The new law, called the New Parent Leave Act, requires employers with 20 or more employees to provide the same rights. Employees may take up to 12 weeks of leave within a year of a child’s arrival by birth, adoption, or foster placement. When their leave is over, they must be returned to the same job or to a comparable one. Like the FMLA and CFRA, the New Parent Leave Act requires employers to continue an employee’s group health coverage during the leave.

To be eligible for job-protected leave, employees must:

  • have worked for a covered employer for at least 12 months
  • have worked at least 1,250 hours in the 12 months prior to the leave, and
  • work at a location where the employer has at least 20 employees in a 75-mile radius.

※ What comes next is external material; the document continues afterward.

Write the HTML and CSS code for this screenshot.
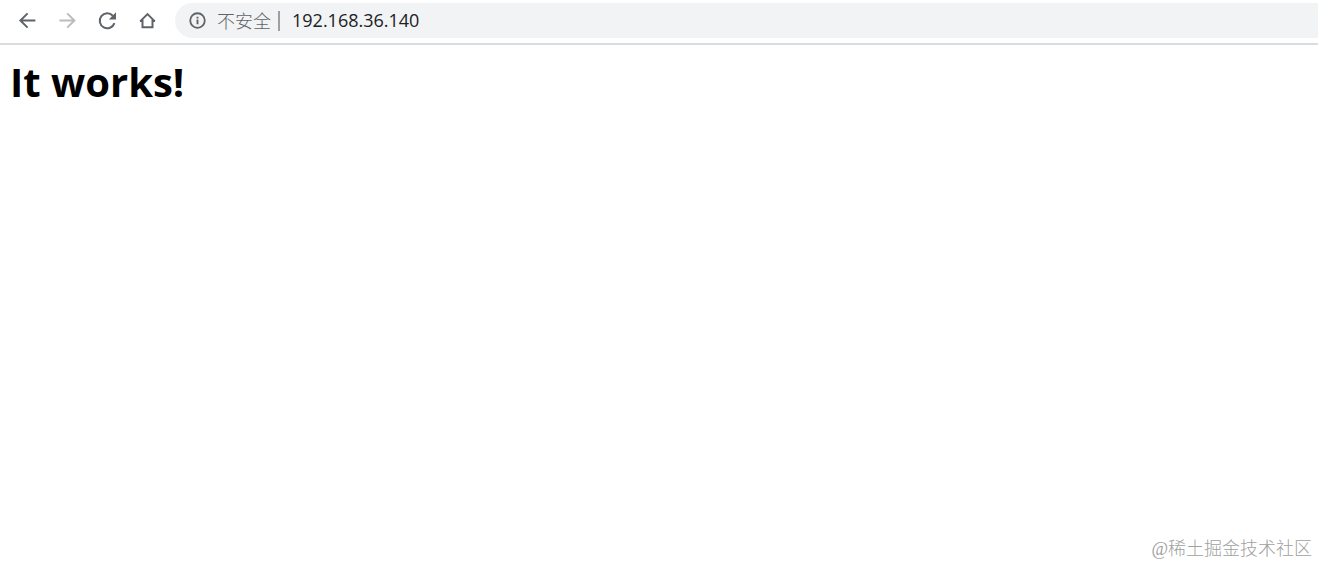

Like the FMLA and CFRA, time off under the New Parent Leave Act is unpaid. However, employees can receive partial pay from the state through California’s paid family leave program. Employees working for employers with fewer than 20 employees can also receive these paid family leave benefits. However, they are not entitled to job-protected leave under the law. In other words, they may take time off and receive pay from the state, but their employers can fire them or refuse to hold their jobs for them.

Under the new law, the Department of Fair Employment and Housing is required to create a parental leave mediation pilot program. Within 60 days of receiving a right-to-sue notice, an employer may request mediation. The employee won’t be able to sue in court until the mediation process is deemed complete. However, the employee’s election not to participate will complete the mediation process.